Bank of America Securities analysts expect Nvidia to expand its AI product portfolio at the conference and said they will be watching for any commentary about supply-side pressures. Specifically, they flagged interest in updates regarding an AI-driven memory chip shortage and the possible effects of the ongoing conflict in Iran on supply chains, energy costs, and the worldwide construction of data centers.
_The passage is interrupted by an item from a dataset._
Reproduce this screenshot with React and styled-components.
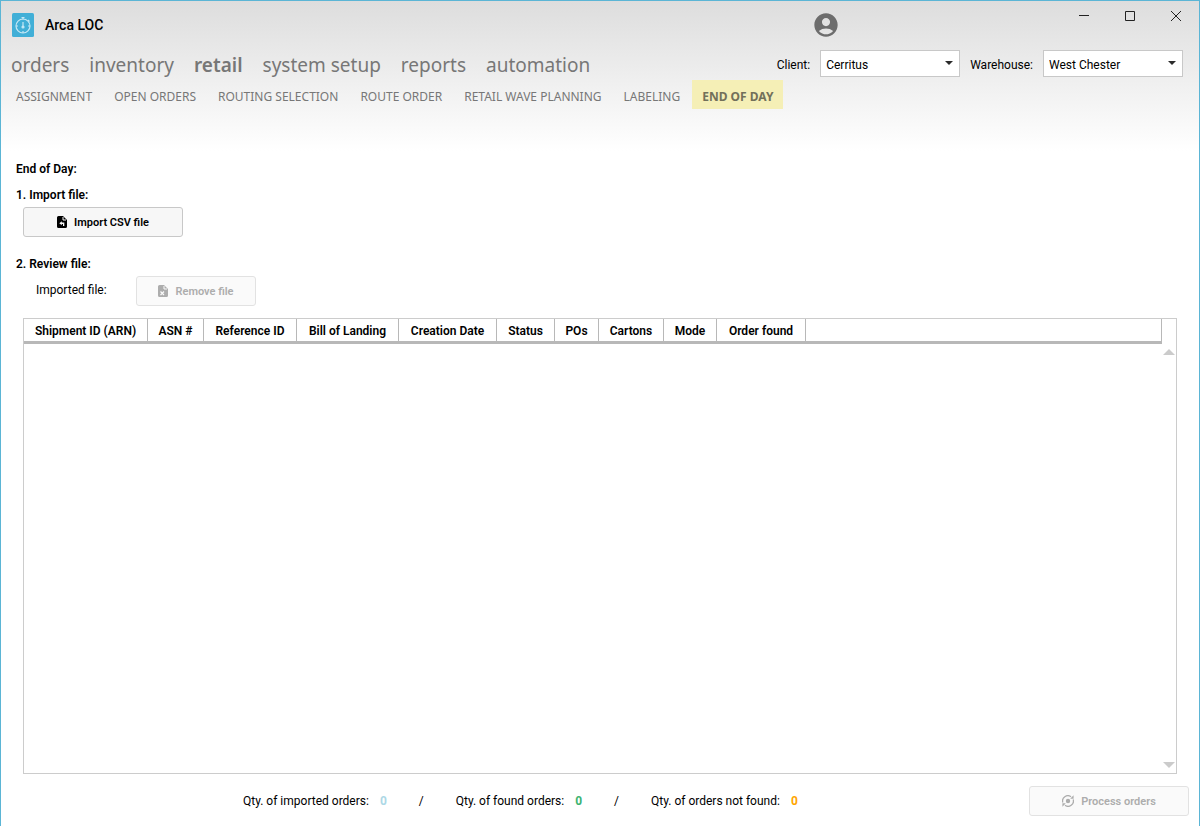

The coming remarks from Nvidia’s CEO will therefore be scrutinized for details on how the company intends to deploy its substantial profits to pursue opportunities in inference, integrate recently acquired technologies, and mitigate risks to supply and build-out of AI infrastructure. Given Nvidia’s rank as the world’s largest publicly traded firm by market capitalization, the company’s approach to inference could influence investment decisions across hardware makers, cloud providers, and the operators building AI data centers.
Context and expectations
- Huang is expected to speak about GPUs and to address inference-focused strategy on Monday.
- Nvidia acquired Groq for $17 billion in December and plans to demonstrate Groq technology connected to CUDA.
- Nvidia has invested about $2 billion in laser manufacturers Lumentum and Coherent to improve chip-to-chip communications.
What analysts are watching
- Vital Knowledge sees an unveiling of a new inference chip incorporating Groq IP.
- Mizuho highlighted claims that Groq can offer much lower latency at a fraction of the cost versus traditional GPUs for inference.
- BofA wants updates on potential memory chip shortages and geopolitical impacts on supply chains, energy costs, and data center expansion.